Romain's glamour made him into another of those figures whom his nephew's imagination eagerly set up against the hated Cherubin, so utterly devoid of elegance or panache. `Young, brilliant and lively, my uncle passed easily for the most attractive man in the city,' he wrote, `to the point at which, years afterwards, Madame Delaunay, seeking to justify her virtue against too many imputed blemishes, said, "All the same, I never yielded to Monsieur Gagnon fils."'
Doubtless it was from among Romain's books that Henri, probably by then an adolescent, got hold of Choderlos de Laclos' Les Liaisons Dangereuses, that fictional archetype of male sexual freebooting aided by female duplicity and competitiveness, which Stendhal later came to believe had been conceived or actually composed in Grenoble, where the author's regiment had been stationed for some years. Still more exciting was a pile of paperbound novels which his uncle had thrown aside as pulp reading, but which Henri, forbidden to touch them by Dr Gagnon, seized upon avidly. The most alluringly trashy was evidently the much-reprinted Felicia ou mes fredaines, attributed to the Chevalier de Nerciat, a mildly pornographic tale in which the eponymous heroine, urged by her uncle not to waste time over scruples but to gather her rosebuds while she may, takes him at his word, recounting her erotic adventures to the curious reader.

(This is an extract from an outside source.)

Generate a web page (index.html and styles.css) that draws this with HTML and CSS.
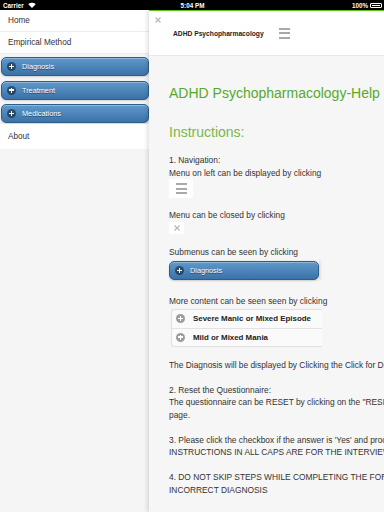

Ironically this novel, of no literary merit whatever, confirmed Henri in his resolve to become a writer, even if at that stage it was as a dramatist rather than as a novelist that he aimed to succeed. Equally significant was the influence of works such as Felicia, not to speak of Les Liaisons Dangereuses, on Stendhal's view of sex as essentially a matter of successfully achieved conquests a la Don Juan. After his death, in one of the most penetrating tributes paid to the singularity of his genius, his friend Prosper Merimee would recall that `he always seemed convinced by the idea, much canvassed under the Empire, that any woman may be taken by storm and that it is up to every man to attempt it'. We must make what we please of the military metaphor, though it is hard not to equate such a point of view with the image of thrusting, restless imperial acquisitiveness provided by that ultimate totem Napoleon Bonaparte.